### SOURCE EXCERPT:
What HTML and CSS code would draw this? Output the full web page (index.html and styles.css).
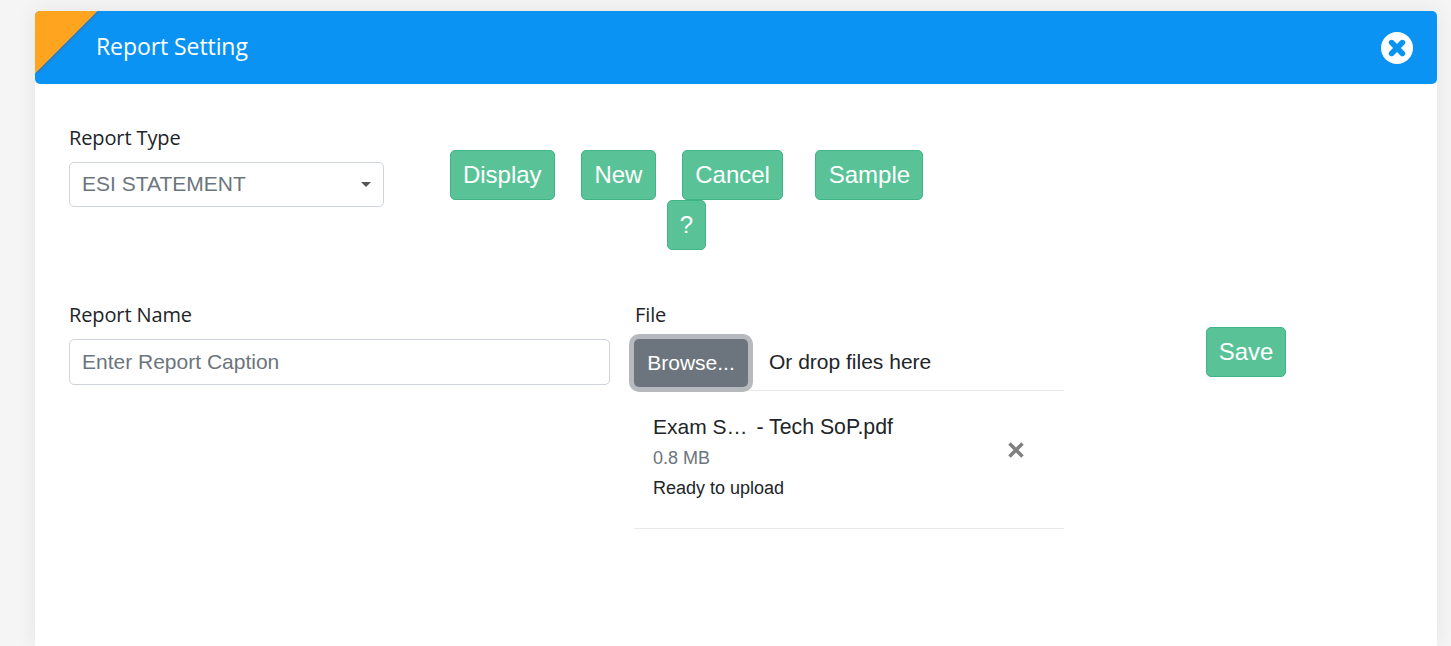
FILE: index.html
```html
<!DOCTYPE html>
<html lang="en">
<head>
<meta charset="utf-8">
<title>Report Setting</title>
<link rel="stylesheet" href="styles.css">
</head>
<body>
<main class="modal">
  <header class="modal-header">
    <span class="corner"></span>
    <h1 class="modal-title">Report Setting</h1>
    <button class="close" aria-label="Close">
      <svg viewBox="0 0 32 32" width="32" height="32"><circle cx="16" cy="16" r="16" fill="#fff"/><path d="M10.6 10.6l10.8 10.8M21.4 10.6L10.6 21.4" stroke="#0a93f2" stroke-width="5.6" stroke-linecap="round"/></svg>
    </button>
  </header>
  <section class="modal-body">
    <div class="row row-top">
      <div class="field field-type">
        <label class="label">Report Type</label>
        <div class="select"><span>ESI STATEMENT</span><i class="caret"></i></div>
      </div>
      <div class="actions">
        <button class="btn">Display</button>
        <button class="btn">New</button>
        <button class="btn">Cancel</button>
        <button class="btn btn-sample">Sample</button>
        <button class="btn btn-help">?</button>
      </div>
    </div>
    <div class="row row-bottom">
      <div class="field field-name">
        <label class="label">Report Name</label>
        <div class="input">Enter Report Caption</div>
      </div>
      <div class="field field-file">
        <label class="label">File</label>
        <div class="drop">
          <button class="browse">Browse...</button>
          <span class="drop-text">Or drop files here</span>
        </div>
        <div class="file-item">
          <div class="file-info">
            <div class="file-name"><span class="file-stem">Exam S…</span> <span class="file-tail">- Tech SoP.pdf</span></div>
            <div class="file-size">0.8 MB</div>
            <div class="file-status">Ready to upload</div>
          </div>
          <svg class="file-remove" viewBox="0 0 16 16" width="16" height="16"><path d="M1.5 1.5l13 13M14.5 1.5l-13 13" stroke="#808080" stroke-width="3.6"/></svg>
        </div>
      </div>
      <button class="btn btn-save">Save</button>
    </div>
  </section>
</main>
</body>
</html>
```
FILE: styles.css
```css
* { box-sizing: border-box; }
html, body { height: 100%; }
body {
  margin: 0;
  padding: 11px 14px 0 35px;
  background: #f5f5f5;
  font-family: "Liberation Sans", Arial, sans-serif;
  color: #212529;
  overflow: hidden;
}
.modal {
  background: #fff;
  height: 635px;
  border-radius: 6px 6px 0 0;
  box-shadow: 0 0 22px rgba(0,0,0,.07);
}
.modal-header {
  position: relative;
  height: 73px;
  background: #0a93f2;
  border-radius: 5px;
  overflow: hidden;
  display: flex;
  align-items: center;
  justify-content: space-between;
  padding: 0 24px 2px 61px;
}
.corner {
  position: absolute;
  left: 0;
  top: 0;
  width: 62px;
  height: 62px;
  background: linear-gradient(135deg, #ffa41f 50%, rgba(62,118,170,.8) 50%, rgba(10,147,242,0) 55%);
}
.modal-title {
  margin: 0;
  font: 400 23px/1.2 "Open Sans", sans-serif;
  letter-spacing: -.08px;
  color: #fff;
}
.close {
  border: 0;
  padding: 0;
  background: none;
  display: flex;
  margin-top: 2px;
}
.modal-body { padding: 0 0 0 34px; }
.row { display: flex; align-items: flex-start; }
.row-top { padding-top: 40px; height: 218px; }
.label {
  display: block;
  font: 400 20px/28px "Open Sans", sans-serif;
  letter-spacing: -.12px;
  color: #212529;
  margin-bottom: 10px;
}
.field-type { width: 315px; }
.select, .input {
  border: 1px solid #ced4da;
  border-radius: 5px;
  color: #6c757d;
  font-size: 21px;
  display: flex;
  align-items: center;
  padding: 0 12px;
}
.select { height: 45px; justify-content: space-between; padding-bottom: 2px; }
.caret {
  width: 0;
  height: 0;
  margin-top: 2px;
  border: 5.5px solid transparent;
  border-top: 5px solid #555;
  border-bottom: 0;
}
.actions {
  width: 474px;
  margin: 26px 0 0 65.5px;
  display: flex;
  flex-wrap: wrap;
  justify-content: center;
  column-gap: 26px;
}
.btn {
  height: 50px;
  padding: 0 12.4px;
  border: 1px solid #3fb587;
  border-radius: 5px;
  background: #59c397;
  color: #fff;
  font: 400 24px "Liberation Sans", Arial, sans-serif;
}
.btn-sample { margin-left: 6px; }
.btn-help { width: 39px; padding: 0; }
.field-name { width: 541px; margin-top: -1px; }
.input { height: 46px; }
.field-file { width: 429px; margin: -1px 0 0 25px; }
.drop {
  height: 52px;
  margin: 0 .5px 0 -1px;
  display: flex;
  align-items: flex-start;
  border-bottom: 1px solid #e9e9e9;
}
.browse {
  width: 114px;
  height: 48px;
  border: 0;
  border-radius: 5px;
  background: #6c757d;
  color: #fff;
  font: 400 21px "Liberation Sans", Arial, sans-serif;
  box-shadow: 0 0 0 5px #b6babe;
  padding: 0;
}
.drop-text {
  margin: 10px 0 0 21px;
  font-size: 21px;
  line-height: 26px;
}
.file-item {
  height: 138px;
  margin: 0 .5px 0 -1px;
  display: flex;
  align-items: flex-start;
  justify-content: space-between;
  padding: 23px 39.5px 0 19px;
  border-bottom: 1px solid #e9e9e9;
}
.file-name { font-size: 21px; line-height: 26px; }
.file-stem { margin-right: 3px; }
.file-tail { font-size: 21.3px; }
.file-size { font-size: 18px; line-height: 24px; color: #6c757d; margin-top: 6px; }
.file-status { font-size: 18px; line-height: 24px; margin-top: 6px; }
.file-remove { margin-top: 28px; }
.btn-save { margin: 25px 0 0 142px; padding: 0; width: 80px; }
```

### DESCRIPTION OF THE TASK:
Drop the images and repeat the data exactly.

### SOLUTION:
What HTML and CSS code would draw this? Output the full web page (index.html and styles.css).
FILE: index.html
```html
<!DOCTYPE html>
<html lang="en">
<head>
<meta charset="utf-8">
<title>Report Setting</title>
<link rel="stylesheet" href="styles.css">
</head>
<body>
<main class="modal">
  <header class="modal-header">
    <span class="corner"></span>
    <h1 class="modal-title">Report Setting</h1>
    <button class="close" aria-label="Close">
      <svg viewBox="0 0 32 32" width="32" height="32"><circle cx="16" cy="16" r="16" fill="#fff"/><path d="M10.6 10.6l10.8 10.8M21.4 10.6L10.6 21.4" stroke="#0a93f2" stroke-width="5.6" stroke-linecap="round"/></svg>
    </button>
  </header>
  <section class="modal-body">
    <div class="row row-top">
      <div class="field field-type">
        <label class="label">Report Type</label>
        <div class="select"><span>ESI STATEMENT</span><i class="caret"></i></div>
      </div>
      <div class="actions">
        <button class="btn">Display</button>
        <button class="btn">New</button>
        <button class="btn">Cancel</button>
        <button class="btn btn-sample">Sample</button>
        <button class="btn btn-help">?</button>
      </div>
    </div>
    <div class="row row-bottom">
      <div class="field field-name">
        <label class="label">Report Name</label>
        <div class="input">Enter Report Caption</div>
      </div>
      <div class="field field-file">
        <label class="label">File</label>
        <div class="drop">
          <button class="browse">Browse...</button>
          <span class="drop-text">Or drop files here</span>
        </div>
        <div class="file-item">
          <div class="file-info">
            <div class="file-name"><span class="file-stem">Exam S…</span> <span class="file-tail">- Tech SoP.pdf</span></div>
            <div class="file-size">0.8 MB</div>
            <div class="file-status">Ready to upload</div>
          </div>
          <svg class="file-remove" viewBox="0 0 16 16" width="16" height="16"><path d="M1.5 1.5l13 13M14.5 1.5l-13 13" stroke="#808080" stroke-width="3.6"/></svg>
        </div>
      </div>
      <button class="btn btn-save">Save</button>
    </div>
  </section>
</main>
</body>
</html>
```
FILE: styles.css
```css
* { box-sizing: border-box; }
html, body { height: 100%; }
body {
  margin: 0;
  padding: 11px 14px 0 35px;
  background: #f5f5f5;
  font-family: "Liberation Sans", Arial, sans-serif;
  color: #212529;
  overflow: hidden;
}
.modal {
  background: #fff;
  height: 635px;
  border-radius: 6px 6px 0 0;
  box-shadow: 0 0 22px rgba(0,0,0,.07);
}
.modal-header {
  position: relative;
  height: 73px;
  background: #0a93f2;
  border-radius: 5px;
  overflow: hidden;
  display: flex;
  align-items: center;
  justify-content: space-between;
  padding: 0 24px 2px 61px;
}
.corner {
  position: absolute;
  left: 0;
  top: 0;
  width: 62px;
  height: 62px;
  background: linear-gradient(135deg, #ffa41f 50%, rgba(62,118,170,.8) 50%, rgba(10,147,242,0) 55%);
}
.modal-title {
  margin: 0;
  font: 400 23px/1.2 "Open Sans", sans-serif;
  letter-spacing: -.08px;
  color: #fff;
}
.close {
  border: 0;
  padding: 0;
  background: none;
  display: flex;
  margin-top: 2px;
}
.modal-body { padding: 0 0 0 34px; }
.row { display: flex; align-items: flex-start; }
.row-top { padding-top: 40px; height: 218px; }
.label {
  display: block;
  font: 400 20px/28px "Open Sans", sans-serif;
  letter-spacing: -.12px;
  color: #212529;
  margin-bottom: 10px;
}
.field-type { width: 315px; }
.select, .input {
  border: 1px solid #ced4da;
  border-radius: 5px;
  color: #6c757d;
  font-size: 21px;
  display: flex;
  align-items: center;
  padding: 0 12px;
}
.select { height: 45px; justify-content: space-between; padding-bottom: 2px; }
.caret {
  width: 0;
  height: 0;
  margin-top: 2px;
  border: 5.5px solid transparent;
  border-top: 5px solid #555;
  border-bottom: 0;
}
.actions {
  width: 474px;
  margin: 26px 0 0 65.5px;
  display: flex;
  flex-wrap: wrap;
  justify-content: center;
  column-gap: 26px;
}
.btn {
  height: 50px;
  padding: 0 12.4px;
  border: 1px solid #3fb587;
  border-radius: 5px;
  background: #59c397;
  color: #fff;
  font: 400 24px "Liberation Sans", Arial, sans-serif;
}
.btn-sample { margin-left: 6px; }
.btn-help { width: 39px; padding: 0; }
.field-name { width: 541px; margin-top: -1px; }
.input { height: 46px; }
.field-file { width: 429px; margin: -1px 0 0 25px; }
.drop {
  height: 52px;
  margin: 0 .5px 0 -1px;
  display: flex;
  align-items: flex-start;
  border-bottom: 1px solid #e9e9e9;
}
.browse {
  width: 114px;
  height: 48px;
  border: 0;
  border-radius: 5px;
  background: #6c757d;
  color: #fff;
  font: 400 21px "Liberation Sans", Arial, sans-serif;
  box-shadow: 0 0 0 5px #b6babe;
  padding: 0;
}
.drop-text {
  margin: 10px 0 0 21px;
  font-size: 21px;
  line-height: 26px;
}
.file-item {
  height: 138px;
  margin: 0 .5px 0 -1px;
  display: flex;
  align-items: flex-start;
  justify-content: space-between;
  padding: 23px 39.5px 0 19px;
  border-bottom: 1px solid #e9e9e9;
}
.file-name { font-size: 21px; line-height: 26px; }
.file-stem { margin-right: 3px; }
.file-tail { font-size: 21.3px; }
.file-size { font-size: 18px; line-height: 24px; color: #6c757d; margin-top: 6px; }
.file-status { font-size: 18px; line-height: 24px; margin-top: 6px; }
.file-remove { margin-top: 28px; }
.btn-save { margin: 25px 0 0 142px; padding: 0; width: 80px; }
```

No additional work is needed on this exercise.